Recent news that the remains of Louise Pietrewicz were found in a grave six feet beneath the basement in the house that once belonged to her married boyfriend, William Boken, rocked this small town — and beyond. Finally, it was the answer to a 51-year-old mystery.

Following renewed interest in the case last fall, investigators re-interviewed Judith Terry, who was married to Mr. Boken back in 1966, when Louise disappeared. At least twice over the last five decades, she had told police that her husband had threatened her life. “Keep it up and you will end up in the basement with the other bitch,” he told her.

This time, however, Ms. Terry revealed more: She had seen him burying a body wrapped in burlap in their basement.

Based on this stunning new information, police then dug up the remains.

When the news broke, readers were not shy about asking how anyone could keep such a secret for 51 years.

One word: Shame.

What readers and commenters on social media failed to take into account is that when she was married to Mr. Boken, Judith Terry was a victim of domestic violence.

Her husband beat her. Her husband choked her in front of their two small children. Her husband not only had an affair, but once even dragged Louise into their home in front of her, according to Ms. Terry’s own statements to police.

There is incredible shame in all of that.
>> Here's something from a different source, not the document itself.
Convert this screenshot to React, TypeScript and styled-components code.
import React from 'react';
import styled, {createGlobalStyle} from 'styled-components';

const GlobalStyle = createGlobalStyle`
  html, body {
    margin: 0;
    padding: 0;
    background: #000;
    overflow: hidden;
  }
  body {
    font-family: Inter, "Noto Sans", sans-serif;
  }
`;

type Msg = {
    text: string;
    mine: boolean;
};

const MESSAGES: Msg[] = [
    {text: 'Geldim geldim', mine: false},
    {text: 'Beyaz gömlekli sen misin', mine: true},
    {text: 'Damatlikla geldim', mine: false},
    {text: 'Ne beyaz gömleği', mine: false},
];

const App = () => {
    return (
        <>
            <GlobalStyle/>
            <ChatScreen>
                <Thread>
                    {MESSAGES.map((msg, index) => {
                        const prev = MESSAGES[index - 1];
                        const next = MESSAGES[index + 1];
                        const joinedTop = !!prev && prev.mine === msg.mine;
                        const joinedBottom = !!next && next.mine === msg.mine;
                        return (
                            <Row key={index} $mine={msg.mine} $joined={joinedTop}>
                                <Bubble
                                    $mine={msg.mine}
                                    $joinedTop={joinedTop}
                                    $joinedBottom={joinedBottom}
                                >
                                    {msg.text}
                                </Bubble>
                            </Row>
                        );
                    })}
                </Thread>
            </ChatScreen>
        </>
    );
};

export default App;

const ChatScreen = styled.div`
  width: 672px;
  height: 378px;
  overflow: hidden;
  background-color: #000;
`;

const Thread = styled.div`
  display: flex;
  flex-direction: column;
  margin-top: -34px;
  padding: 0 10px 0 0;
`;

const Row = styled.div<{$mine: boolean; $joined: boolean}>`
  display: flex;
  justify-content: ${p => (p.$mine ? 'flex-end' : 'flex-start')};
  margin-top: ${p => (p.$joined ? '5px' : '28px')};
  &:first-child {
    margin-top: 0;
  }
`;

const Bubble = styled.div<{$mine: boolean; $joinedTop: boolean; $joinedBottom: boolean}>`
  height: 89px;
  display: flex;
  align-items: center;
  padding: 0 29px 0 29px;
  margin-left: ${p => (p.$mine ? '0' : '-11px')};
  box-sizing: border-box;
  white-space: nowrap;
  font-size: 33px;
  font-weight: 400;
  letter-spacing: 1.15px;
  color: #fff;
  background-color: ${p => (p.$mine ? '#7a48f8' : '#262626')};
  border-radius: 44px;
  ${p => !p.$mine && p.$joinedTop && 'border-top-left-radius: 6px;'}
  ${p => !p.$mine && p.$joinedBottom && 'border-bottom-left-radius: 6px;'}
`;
And it doesn’t just go away with time.

The shame didn’t go away when her husband was charged with assault in 1967, a year after Louise disappeared, only to be locked away in a psychiatric institution for three months in a well-orchestrated but obvious maneuver to shield him from state police investigators who were honing in on him as a suspect in the case.

The shame didn’t go away with an Order of Protection — both parties were issued O.P.s in Family Court upon Mr. Boken’s release in March 1968.
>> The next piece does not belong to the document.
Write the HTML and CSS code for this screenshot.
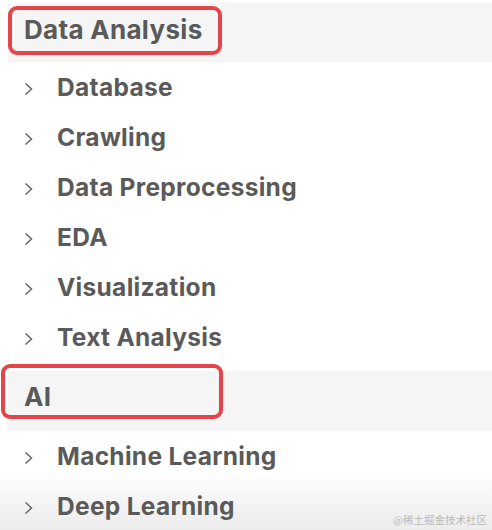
FILE: index.html
```html
<!DOCTYPE html>
<html>
<head>
<meta charset="utf-8">
<link rel="stylesheet" href="styles.css">
</head>
<body>
<div class="page">
  <section class="group">
    <div class="head"><span class="mark mark-1">Data Analysis</span></div>
    <ul class="items">
      <li><svg class="chev" viewBox="0 0 9 14"><path d="M1.5 1.5 L7.5 7 L1.5 12.5"/></svg>Database</li>
      <li><svg class="chev" viewBox="0 0 9 14"><path d="M1.5 1.5 L7.5 7 L1.5 12.5"/></svg>Crawling</li>
      <li><svg class="chev" viewBox="0 0 9 14"><path d="M1.5 1.5 L7.5 7 L1.5 12.5"/></svg>Data Preprocessing</li>
      <li><svg class="chev" viewBox="0 0 9 14"><path d="M1.5 1.5 L7.5 7 L1.5 12.5"/></svg>EDA</li>
      <li><svg class="chev" viewBox="0 0 9 14"><path d="M1.5 1.5 L7.5 7 L1.5 12.5"/></svg>Visualization</li>
      <li><svg class="chev" viewBox="0 0 9 14"><path d="M1.5 1.5 L7.5 7 L1.5 12.5"/></svg>Text Analysis</li>
    </ul>
  </section>
  <section class="group group-ai">
    <div class="head"><span class="mark mark-2">AI</span></div>
    <ul class="items">
      <li><svg class="chev" viewBox="0 0 9 14"><path d="M1.5 1.5 L7.5 7 L1.5 12.5"/></svg>Machine Learning</li>
      <li><svg class="chev" viewBox="0 0 9 14"><path d="M1.5 1.5 L7.5 7 L1.5 12.5"/></svg>Deep Learning</li>
    </ul>
  </section>
  <div class="watermark">@稀土掘金技术社区</div>
</div>
</body>
</html>
```
FILE: styles.css
```css
html, body {
  margin: 0;
  padding: 0;
  background: #ffffff;
}
.page {
  position: relative;
  width: 492px;
  height: 530px;
  overflow: hidden;
  font-family: Inter, "Noto Sans", sans-serif;
  color: #5a5a5a;
  background: linear-gradient(to bottom, #ffffff 0, #ffffff 470px, #f3f3f3 505px, #ececec 530px);
}
.group {
  padding-top: 3px;
}
.group-ai {
  padding-top: 9px;
}
.head {
  position: relative;
  margin-left: 8px;
  height: 59px;
  background: #f5f5f5;
}
.group-ai .head {
  height: 60px;
}
.mark {
  position: absolute;
  box-sizing: border-box;
  border: 4px solid #e3454b;
  border-radius: 9px;
  font-size: 26px;
  font-weight: 700;
  line-height: 1;
  letter-spacing: 0.3px;
  display: flex;
  align-items: center;
}
.mark-1 {
  left: 0;
  top: 3px;
  width: 214px;
  height: 49px;
  padding-left: 12px;
  padding-bottom: 2px;
}
.mark-2 {
  left: -7px;
  top: -7px;
  width: 222px;
  height: 55px;
  padding-left: 19px;
  padding-top: 10px;
}
.items {
  list-style: none;
  margin: 0;
  padding: 0;
}
.items li {
  height: 50px;
  display: flex;
  align-items: center;
  font-size: 24.5px;
  font-weight: 700;
  letter-spacing: 0.3px;
  padding-left: 24px;
}
.chev {
  width: 9px;
  height: 14px;
  margin-right: 24px;
  margin-top: 3px;
  flex: none;
  fill: none;
  stroke: #666666;
  stroke-width: 1.5;
}
.watermark {
  position: absolute;
  right: 5px;
  bottom: 3px;
  font-size: 10.5px;
  color: #bababa;
  font-family: "Noto Sans CJK SC", sans-serif;
}
```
The shame didn’t even go away after they were divorced and he disappeared to New York City, where he died a pauper in 1982. But she never knew what had become of him.

The fact that Ms. Terry later remarried, and served as Southold Town clerk for four decades, doesn’t mean the shame ever went away.
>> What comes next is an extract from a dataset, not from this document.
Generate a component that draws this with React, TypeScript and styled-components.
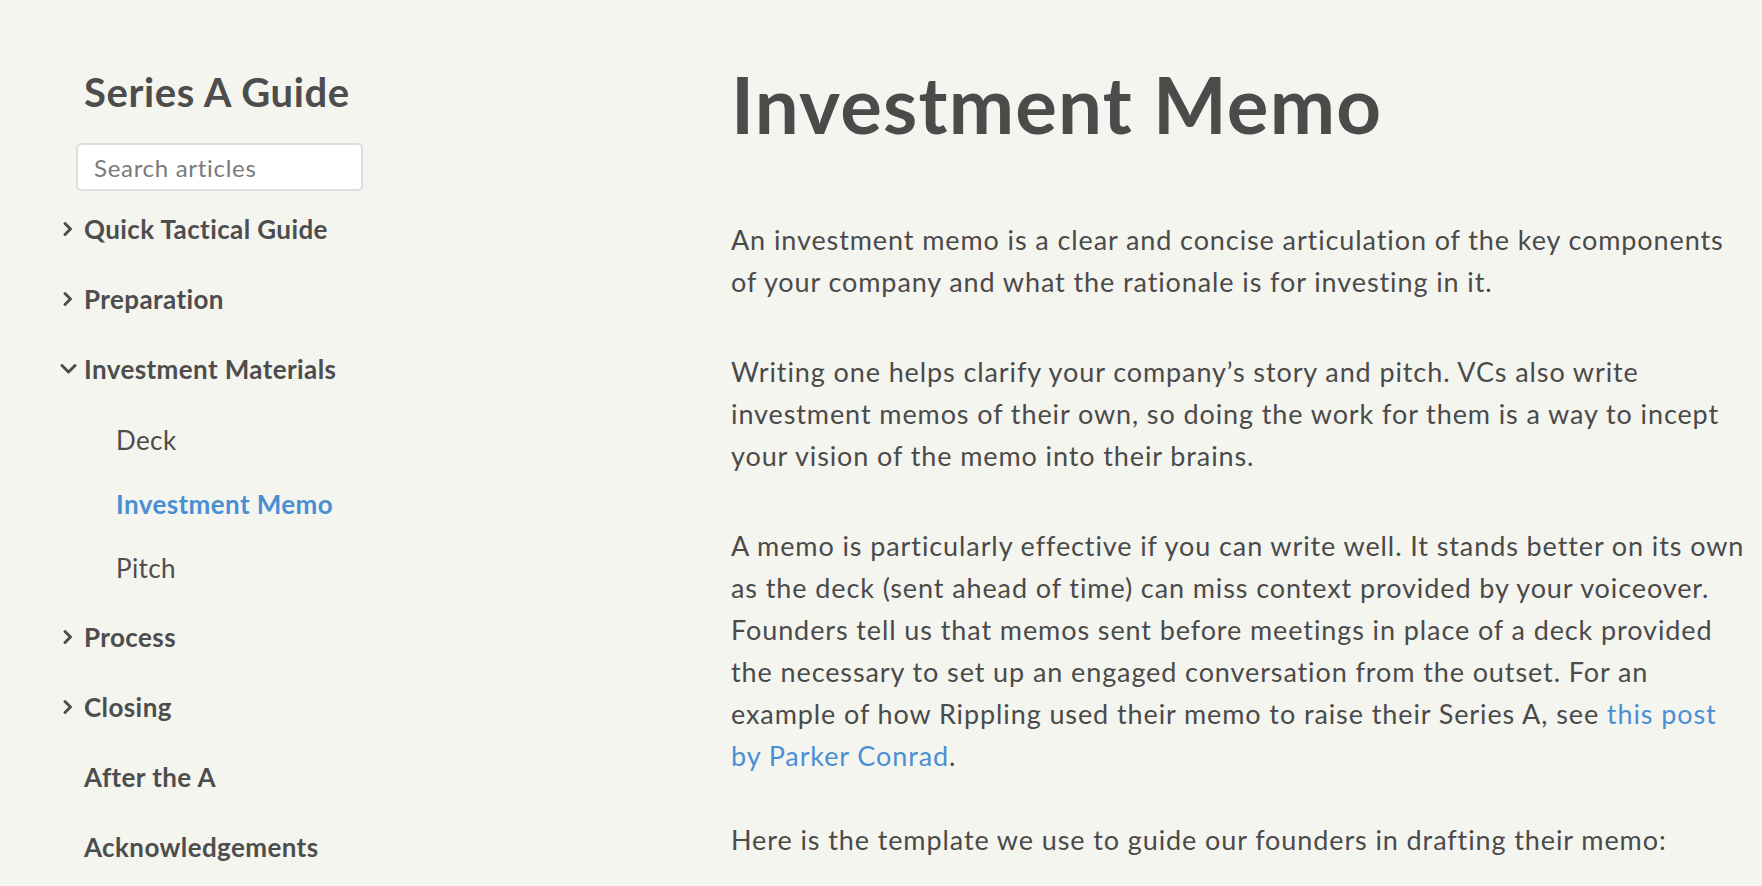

The very real threat that Mr. Boken posed to her, and probably their children, lived on long after he did.
Perhaps seeing his death certificate, which a Southold detective showed her as proof only weeks ago, finally gave Ms. Terry the strength to relieve herself of this heavy burden.

People who work with domestic violence victims say this is not surprising. “People need to understand that you can hold a secret and dissociate from it for years if it’s that traumatic,” East Hampton psychotherapist Mary Bromley told me in a recent conversation. Dissociation is a coping mechanism, in many respects, that allows trauma victims to survive.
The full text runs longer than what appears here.